5. There are indications of white “blisters” cause by a character typed on paper that was deformed by the impact of a previously struck character.

…the memos were probably done in a proprietary IBM typewriter font redesigned specifically for proportional typing. In 1984, I wrote articles on an IBM Selectric that uses an uncondensed IBM equivalent. The font used in the memos is a variant of the font used in Figure 1, below.

Figure 1. Example a selection typed with an IBM Selectric typewriter.

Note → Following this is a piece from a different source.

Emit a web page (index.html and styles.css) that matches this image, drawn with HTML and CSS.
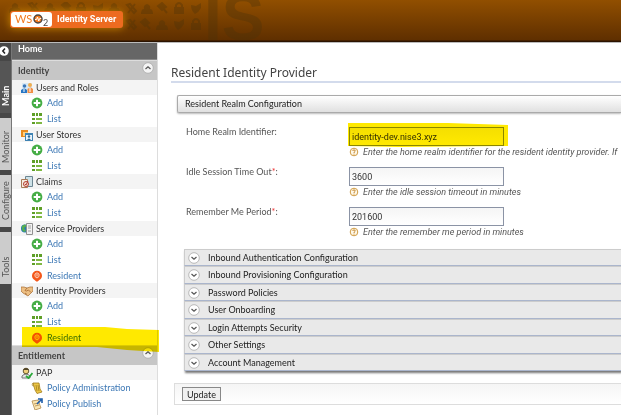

Differences between the above font and that used in the Bush memos are consistent with making the above font compatible with a proportional typewriter. The "g" on the Bush memo was narrowed with an up facing ear, the stroke at the bottom of the "t" is shortened, the numbers "6," "7" and "9" are simplified and the “”W” and “R” are slightly modified. With a few exceptions the lower case characters are condensed while the caps are left uncondensed. Oddly, the “s” is doubly condensed while the “m” is extended. These characteristics should make the specific type ball easy to identify.

Typewriter Typeface is in the larger family of typefaces called "Slab Serif." Typewriter includes ITC American Typewriter, Courier, Secret Service Typewriter and similar typefaces characterized by flat square serifs and (usually) consistent stroke widths. Common in this version of Typewriter, the upper serif on the 1 stands out like a flag in a strong wind. In the newer versions, the upper serif droops like a flag in a light wind. (Figure 2.)

Figure 2. Example of “1” taken from Bush memos.

Definition: A Slab Serif is a type of serif font that evolved from the Modern style. The serifs are square and larger, bolder than serifs of previous typestyles. Considered a sub-classification of Modern, Slab Serif is further divided into Clarendon, Typewriter, and Slab Serif (a separate sub-category of Slab Serif) styles. (emph. mine) (

The documents I used for comparison include military orders, letters of recommendation and commendation, security clearance evaluations. The documents were produced at American military installations in Korea, the United States, and England.